Healthy romantic love enables both partners to socialize outside of the relationship without either partner feeling insecure or jealous to the point where they cannot function. According to Dryden-Edwards, an obsessive partner will easily misread simple social interactions as a threat to the relationship. A wave of greeting, a phone call or a text can easily lead such partners to suspect cheating. Classmates or workmates can be viewed as competition. This unfounded jealousy can sometimes be displayed as violent behavior in their all-consuming possessiveness.
The Need to Control
Real love entails mutual respect of each partner's beliefs, dreams, strengths and weaknesses. Conversely, a person in a relationship with an obsessive individual may find themselves constantly criticized, having their faults and weaknesses highlighted as their partner attempts to "perfect" them. Although obsessive individuals may truly identify constructive ways to make their partners better, no one can be completely comfortable when constantly subjected to scrutiny and criticism.

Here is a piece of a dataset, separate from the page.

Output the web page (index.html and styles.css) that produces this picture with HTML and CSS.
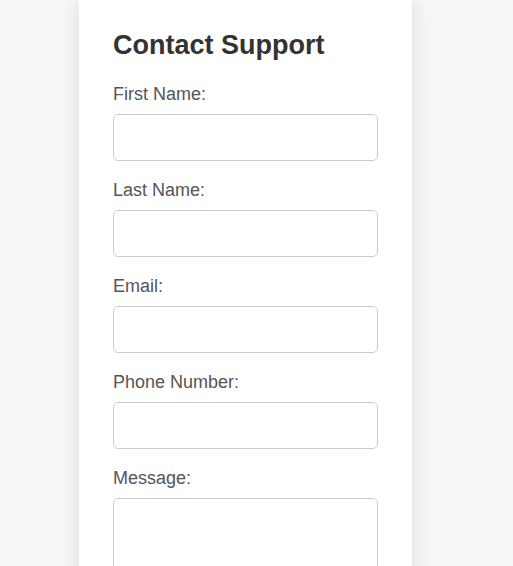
FILE: index.html
```html
<!DOCTYPE html>
<html lang="en">
<head>
<meta charset="utf-8">
<title>Contact Support</title>
<link rel="stylesheet" href="styles.css">
</head>
<body>
<div class="card">
  <h2 class="title">Contact Support</h2>
  <form class="form">
    <label class="label" for="first">First Name:</label>
    <input class="field" id="first" type="text">
    <label class="label" for="last">Last Name:</label>
    <input class="field" id="last" type="text">
    <label class="label" for="email">Email:</label>
    <input class="field" id="email" type="email">
    <label class="label" for="phone">Phone Number:</label>
    <input class="field" id="phone" type="tel">
    <label class="label" for="msg">Message:</label>
    <textarea class="field area" id="msg"></textarea>
  </form>
</div>
</body>
</html>
```
FILE: styles.css
```css
html, body {
  margin: 0;
  padding: 0;
  background: #f7f7f7;
  font-family: "Liberation Sans", Arial, sans-serif;
  overflow: hidden;
}
.card {
  width: 333px;
  box-sizing: border-box;
  margin-left: 79px;
  background: #fff;
  padding: 30px 34px 40px;
  box-shadow: 0 0 20px rgba(0, 0, 0, 0.12);
  min-height: 700px;
}
.title {
  margin: 0 0 23px;
  font-size: 27px;
  font-weight: bold;
  color: #333;
}
.form {
  display: flex;
  flex-direction: column;
}
.label {
  font-size: 18px;
  line-height: 21px;
  color: #555;
  margin-bottom: 9px;
}
.field {
  box-sizing: border-box;
  width: 265px;
  height: 47px;
  border: 1px solid #ccc;
  border-radius: 5px;
  margin: 0 0 19px;
  padding: 10px;
  font-family: inherit;
  font-size: 16px;
  background: #fff;
}
.area {
  height: 120px;
  resize: none;
}
```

Neglected Friends and Responsibilities
In a healthy relationship, both partners are free to pursue and enjoy friendships and interactions, as well as take care of responsibilities outside of the union. In obsessive relationships, on the other hand, partners who try to balance both worlds may find themselves chastised for not spending enough time with or giving enough attention to the obsessive partner. Obsessive individuals, in their turn, may spend so much energy, time and focus obsessing over their partners that they neglect responsibilities and obligations in their separate lives, which may cause them to pull away from friends and family, as well as decrease their productivity in school or at work.